# Exercise aim
Check every line below for the word "this" and show those that hold it.
____ Records to use
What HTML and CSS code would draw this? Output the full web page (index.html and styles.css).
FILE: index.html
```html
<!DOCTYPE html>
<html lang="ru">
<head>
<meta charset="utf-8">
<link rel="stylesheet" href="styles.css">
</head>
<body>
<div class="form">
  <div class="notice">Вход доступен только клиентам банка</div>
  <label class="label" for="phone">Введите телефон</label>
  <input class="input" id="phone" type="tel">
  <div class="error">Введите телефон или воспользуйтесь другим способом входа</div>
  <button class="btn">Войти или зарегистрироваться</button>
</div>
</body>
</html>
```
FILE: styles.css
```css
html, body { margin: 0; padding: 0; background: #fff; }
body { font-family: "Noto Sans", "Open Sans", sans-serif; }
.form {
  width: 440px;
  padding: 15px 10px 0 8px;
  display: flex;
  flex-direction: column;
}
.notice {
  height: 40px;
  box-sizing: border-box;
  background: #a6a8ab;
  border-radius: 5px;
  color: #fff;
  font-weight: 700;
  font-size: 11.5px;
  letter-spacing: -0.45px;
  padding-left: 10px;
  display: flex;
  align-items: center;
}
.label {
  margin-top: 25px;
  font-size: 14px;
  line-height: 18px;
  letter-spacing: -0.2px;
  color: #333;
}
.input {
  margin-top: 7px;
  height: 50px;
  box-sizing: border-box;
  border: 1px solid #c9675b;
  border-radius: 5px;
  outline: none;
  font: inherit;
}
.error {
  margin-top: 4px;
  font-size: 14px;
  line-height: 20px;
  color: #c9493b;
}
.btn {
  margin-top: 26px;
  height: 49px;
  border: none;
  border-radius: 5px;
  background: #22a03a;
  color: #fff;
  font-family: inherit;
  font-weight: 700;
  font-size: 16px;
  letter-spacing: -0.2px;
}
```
________
____ Records to use
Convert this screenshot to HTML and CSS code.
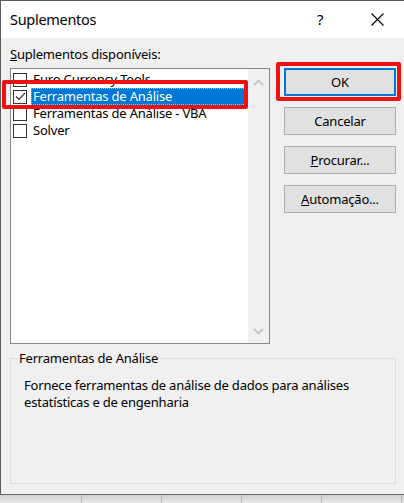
________
# Exercise answer
What HTML and CSS code would draw this? Output the full web page (index.html and styles.css).
Convert this screenshot to HTML and CSS code.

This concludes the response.